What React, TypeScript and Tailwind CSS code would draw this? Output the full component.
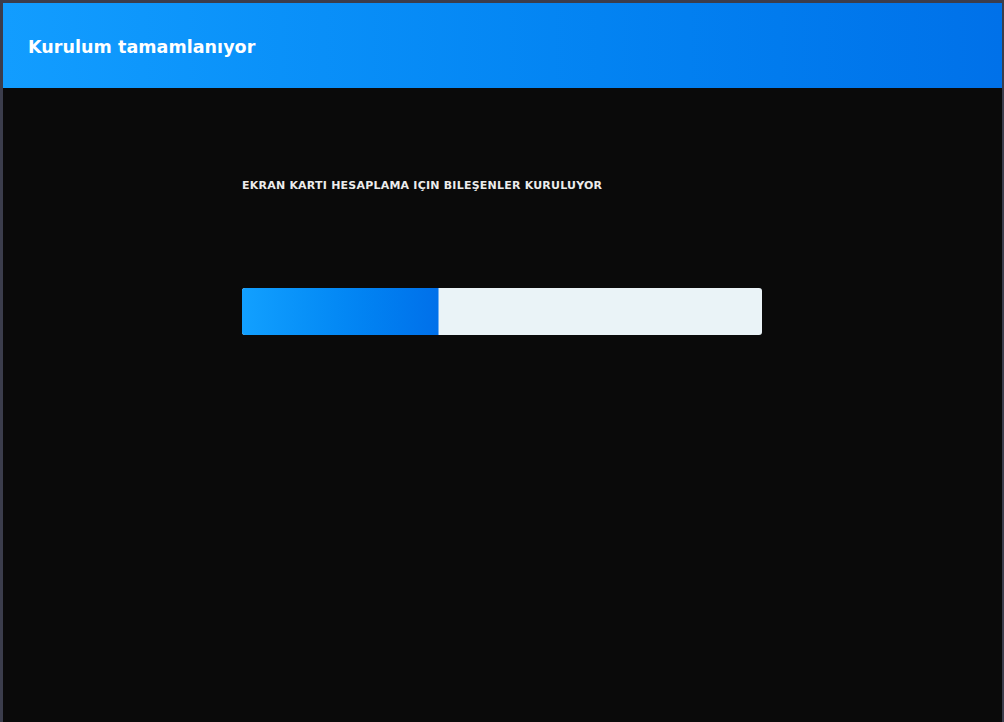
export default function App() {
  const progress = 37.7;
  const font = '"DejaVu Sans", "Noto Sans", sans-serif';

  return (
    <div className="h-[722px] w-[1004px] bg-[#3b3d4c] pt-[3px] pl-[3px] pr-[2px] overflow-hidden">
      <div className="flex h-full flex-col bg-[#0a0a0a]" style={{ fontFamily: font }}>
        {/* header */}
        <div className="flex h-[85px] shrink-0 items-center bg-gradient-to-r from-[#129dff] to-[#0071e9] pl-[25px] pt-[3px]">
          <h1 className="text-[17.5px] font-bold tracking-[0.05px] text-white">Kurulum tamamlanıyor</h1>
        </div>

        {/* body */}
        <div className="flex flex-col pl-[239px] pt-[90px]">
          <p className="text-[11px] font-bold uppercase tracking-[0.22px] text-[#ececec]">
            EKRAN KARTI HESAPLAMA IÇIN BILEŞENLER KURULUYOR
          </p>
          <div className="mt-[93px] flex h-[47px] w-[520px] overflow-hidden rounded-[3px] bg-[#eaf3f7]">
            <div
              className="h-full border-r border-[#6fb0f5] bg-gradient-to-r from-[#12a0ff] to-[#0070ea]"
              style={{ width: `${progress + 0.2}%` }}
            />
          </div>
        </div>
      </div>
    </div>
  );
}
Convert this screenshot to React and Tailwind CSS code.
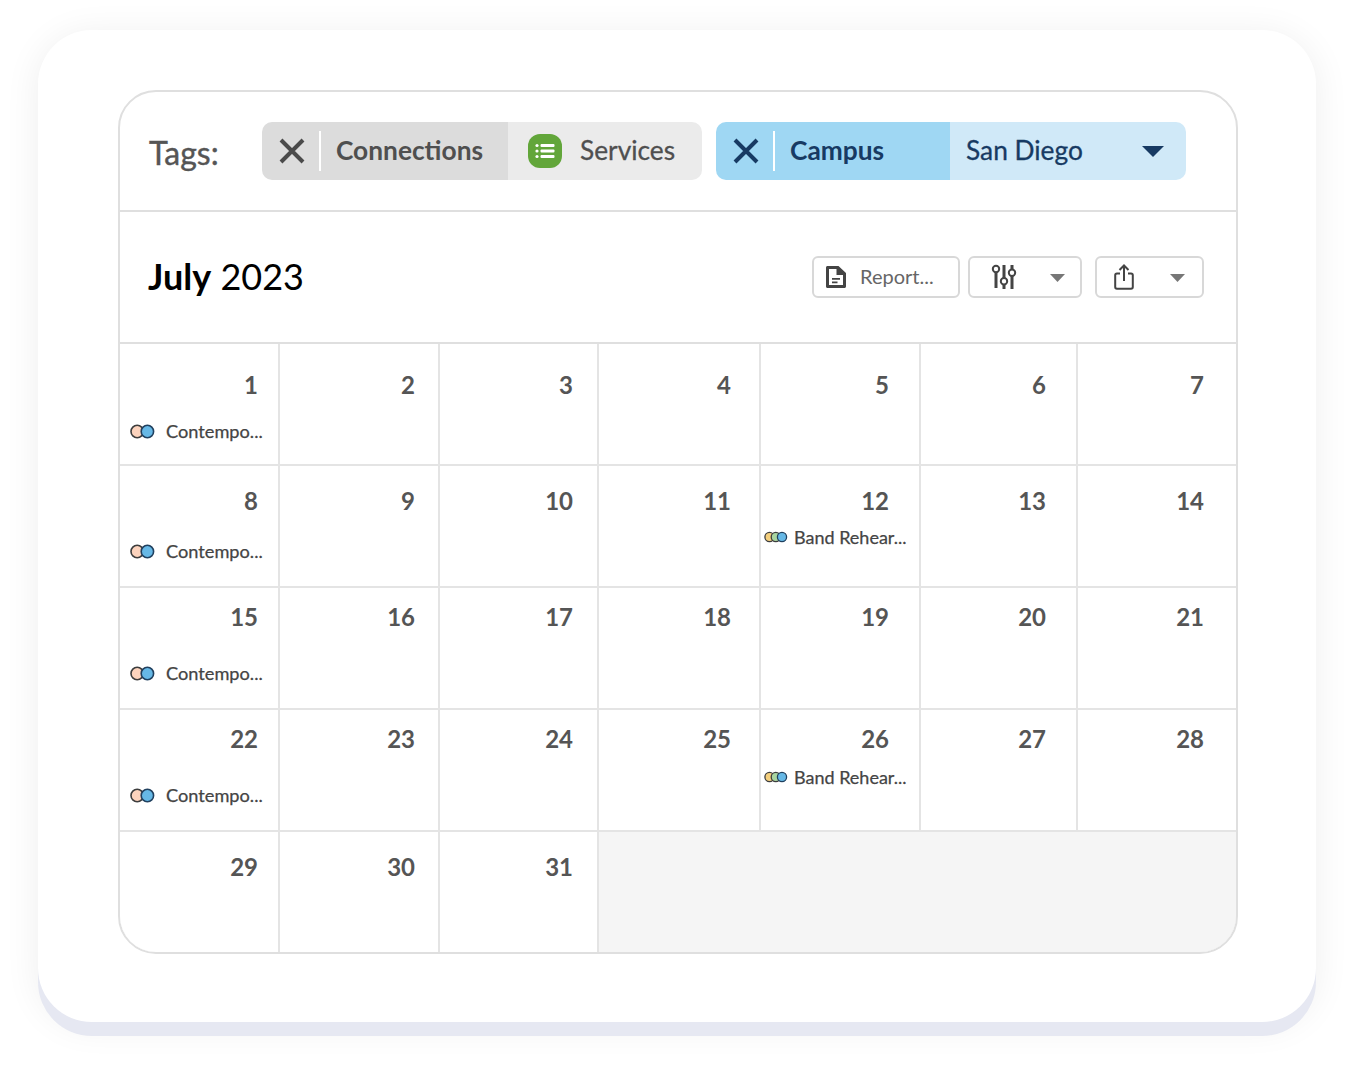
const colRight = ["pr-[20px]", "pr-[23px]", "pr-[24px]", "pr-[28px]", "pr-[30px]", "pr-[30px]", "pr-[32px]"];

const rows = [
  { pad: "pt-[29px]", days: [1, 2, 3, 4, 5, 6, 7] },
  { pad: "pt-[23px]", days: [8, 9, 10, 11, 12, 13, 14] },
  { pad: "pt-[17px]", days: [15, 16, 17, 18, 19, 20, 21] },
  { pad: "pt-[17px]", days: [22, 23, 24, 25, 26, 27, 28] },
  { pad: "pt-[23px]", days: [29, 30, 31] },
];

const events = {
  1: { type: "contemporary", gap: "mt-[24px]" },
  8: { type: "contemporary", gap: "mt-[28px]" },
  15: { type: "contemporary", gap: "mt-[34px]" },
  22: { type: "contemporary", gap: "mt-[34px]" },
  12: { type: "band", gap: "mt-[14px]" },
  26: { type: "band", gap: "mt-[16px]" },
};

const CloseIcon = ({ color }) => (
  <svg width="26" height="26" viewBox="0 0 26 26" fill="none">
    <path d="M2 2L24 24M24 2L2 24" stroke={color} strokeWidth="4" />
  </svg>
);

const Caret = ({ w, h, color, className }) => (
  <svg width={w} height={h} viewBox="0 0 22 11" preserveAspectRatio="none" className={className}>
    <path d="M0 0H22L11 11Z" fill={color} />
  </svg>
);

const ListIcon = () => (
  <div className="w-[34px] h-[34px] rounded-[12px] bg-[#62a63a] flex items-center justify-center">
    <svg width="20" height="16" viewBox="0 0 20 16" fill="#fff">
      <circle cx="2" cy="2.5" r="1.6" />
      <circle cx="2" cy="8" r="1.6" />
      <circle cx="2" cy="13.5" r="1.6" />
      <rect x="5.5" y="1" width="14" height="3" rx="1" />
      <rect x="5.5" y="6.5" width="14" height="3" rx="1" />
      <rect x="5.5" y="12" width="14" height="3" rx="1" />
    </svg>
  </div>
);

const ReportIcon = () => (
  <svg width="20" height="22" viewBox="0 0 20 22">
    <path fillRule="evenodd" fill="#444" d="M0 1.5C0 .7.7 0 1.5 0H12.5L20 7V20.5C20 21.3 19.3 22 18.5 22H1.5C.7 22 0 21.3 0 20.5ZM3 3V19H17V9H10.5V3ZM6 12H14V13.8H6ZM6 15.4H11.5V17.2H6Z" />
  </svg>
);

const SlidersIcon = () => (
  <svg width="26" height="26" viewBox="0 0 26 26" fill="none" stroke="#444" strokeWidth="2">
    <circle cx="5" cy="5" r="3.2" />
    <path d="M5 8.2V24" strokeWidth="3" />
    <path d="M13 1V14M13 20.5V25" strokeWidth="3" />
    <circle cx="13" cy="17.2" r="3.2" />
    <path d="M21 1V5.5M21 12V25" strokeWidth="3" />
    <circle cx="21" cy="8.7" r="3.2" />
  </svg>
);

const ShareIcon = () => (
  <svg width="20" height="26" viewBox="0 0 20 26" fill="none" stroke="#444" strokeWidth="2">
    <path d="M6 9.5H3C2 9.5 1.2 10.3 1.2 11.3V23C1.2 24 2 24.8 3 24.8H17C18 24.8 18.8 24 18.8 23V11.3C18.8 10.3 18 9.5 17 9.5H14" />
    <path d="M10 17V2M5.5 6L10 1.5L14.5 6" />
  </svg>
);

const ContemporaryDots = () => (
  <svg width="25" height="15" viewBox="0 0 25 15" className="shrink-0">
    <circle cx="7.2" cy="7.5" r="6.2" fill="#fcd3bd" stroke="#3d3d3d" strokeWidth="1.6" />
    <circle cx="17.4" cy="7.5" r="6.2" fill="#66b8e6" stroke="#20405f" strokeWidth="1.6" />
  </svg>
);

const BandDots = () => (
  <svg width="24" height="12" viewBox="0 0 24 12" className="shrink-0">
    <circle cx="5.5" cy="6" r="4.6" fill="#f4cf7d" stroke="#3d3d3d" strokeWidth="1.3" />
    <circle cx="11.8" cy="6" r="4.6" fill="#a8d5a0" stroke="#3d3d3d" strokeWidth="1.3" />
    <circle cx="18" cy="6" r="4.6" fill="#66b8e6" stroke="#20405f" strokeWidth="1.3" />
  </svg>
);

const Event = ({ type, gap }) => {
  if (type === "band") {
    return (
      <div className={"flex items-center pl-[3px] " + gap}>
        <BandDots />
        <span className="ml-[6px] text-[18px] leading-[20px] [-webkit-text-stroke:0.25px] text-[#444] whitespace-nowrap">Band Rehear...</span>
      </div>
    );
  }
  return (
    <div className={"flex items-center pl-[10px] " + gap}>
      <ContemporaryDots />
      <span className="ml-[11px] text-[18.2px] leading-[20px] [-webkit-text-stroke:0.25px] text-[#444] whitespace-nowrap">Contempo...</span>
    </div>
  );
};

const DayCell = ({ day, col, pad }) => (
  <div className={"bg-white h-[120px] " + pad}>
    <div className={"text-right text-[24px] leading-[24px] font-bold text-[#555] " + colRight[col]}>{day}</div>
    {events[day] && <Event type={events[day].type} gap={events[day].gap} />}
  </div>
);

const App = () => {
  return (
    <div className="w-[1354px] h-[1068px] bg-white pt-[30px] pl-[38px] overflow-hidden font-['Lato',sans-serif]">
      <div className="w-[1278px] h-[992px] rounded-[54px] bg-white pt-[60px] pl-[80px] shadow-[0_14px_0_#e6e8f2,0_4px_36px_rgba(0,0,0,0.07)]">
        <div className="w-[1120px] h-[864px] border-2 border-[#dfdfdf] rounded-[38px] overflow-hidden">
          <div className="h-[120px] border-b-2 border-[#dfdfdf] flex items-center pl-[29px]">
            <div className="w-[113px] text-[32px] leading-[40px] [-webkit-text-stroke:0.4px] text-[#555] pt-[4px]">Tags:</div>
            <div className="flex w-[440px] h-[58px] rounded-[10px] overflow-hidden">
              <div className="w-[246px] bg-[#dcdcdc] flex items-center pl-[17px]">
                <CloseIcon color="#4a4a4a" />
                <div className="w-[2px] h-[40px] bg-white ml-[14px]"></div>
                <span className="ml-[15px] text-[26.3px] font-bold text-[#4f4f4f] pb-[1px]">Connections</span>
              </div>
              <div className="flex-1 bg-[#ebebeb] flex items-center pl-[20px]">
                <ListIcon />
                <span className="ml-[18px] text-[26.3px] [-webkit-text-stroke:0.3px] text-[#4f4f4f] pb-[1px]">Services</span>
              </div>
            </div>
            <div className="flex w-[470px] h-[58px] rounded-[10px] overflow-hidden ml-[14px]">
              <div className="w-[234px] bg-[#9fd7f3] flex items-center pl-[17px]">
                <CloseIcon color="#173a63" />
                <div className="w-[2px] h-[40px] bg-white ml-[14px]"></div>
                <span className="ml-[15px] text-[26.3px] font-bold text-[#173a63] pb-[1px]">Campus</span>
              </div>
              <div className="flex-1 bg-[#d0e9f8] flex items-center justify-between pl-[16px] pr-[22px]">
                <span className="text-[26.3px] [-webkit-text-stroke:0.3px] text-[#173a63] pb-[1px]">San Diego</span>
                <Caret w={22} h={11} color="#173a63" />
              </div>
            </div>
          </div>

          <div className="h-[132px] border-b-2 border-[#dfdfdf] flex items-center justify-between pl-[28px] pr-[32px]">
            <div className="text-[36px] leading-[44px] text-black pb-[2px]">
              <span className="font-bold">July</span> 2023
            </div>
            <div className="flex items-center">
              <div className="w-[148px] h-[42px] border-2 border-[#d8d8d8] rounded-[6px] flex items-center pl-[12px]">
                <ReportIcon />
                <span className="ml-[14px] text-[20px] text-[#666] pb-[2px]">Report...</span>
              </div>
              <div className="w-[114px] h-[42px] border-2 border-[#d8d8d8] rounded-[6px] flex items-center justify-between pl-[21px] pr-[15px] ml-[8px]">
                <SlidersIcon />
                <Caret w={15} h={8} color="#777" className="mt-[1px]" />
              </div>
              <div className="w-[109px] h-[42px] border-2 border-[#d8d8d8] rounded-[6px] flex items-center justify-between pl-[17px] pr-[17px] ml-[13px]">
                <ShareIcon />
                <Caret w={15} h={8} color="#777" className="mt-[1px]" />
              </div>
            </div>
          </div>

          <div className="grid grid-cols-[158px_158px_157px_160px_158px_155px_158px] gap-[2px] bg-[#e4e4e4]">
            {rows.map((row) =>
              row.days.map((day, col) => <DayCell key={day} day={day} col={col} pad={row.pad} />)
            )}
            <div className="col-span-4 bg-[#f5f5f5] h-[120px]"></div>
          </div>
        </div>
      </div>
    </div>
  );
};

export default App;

* TO DO
Provide the number of lines in the data above that contain the string "Tailwind", and nothing else.

* WRITTEN REPLY
2